The Cove only gives you the Western perspective on the subject because that’s what fits its agenda. It does take a few swipes at the arguments for dolphin hunting. The Japanese government views them as pests needed to be dealt with and blames the porpoises for declining fish levels, which to any rational thinking person would sound absurd. Which seems like the more likely scenario: pollution and over fishing lead to declining levels, or the sea creatures that have lived on the planet for millions of years are now to blame? The other token argument is that whale and dolphin killing is a part of traditional Japanese historical culture. This might hold true for some people; however, upon some minor research you find that the whaling tradition goes back only a couple centuries, no further than it did for European countries that have given up the practice.
But what the movie really fails to explore is why. Why do the Japanese fishermen, when offered the same money NOT to kill dolphins, decide to keep killing them? What is the psychology at foot in Taiji that links the town with annual slaughters? It’s a shame that Psihoyos devoted the entire bulk of the film to getting the footage. The focus of The Cove is a bit limited but I understand why. There needed to be an attainable goal: get the secret footage and spread the word. The movie is too entertaining and harrowing to really knock its limited scope, but The Cove could have been a much fuller depiction of this bloody reality.

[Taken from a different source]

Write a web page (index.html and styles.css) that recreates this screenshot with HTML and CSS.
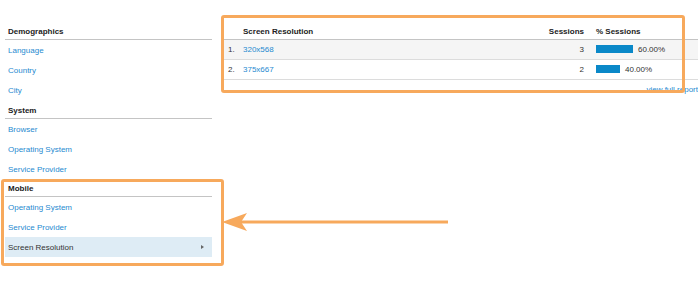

The Cove builds a compelling, if one-sided, case condemning the ongoing actions of Taiji, Japan and the greater government. The conspiracy unfolds layer by layer and the movie ends up rallying others to action (O’Barry says you’re either an activist or an “inactivist”). I don’t know if anything will actually change now that the footage is out there, but at least people can be more aware of the annual dolphin slaughter. And after a year of wrangling, it appears that The Cove will be released in Japan this spring. Let’s see what kind of response comes out then and whether the Japanese are willing to pay the yen equivalent of eight bucks to watch dolphins die.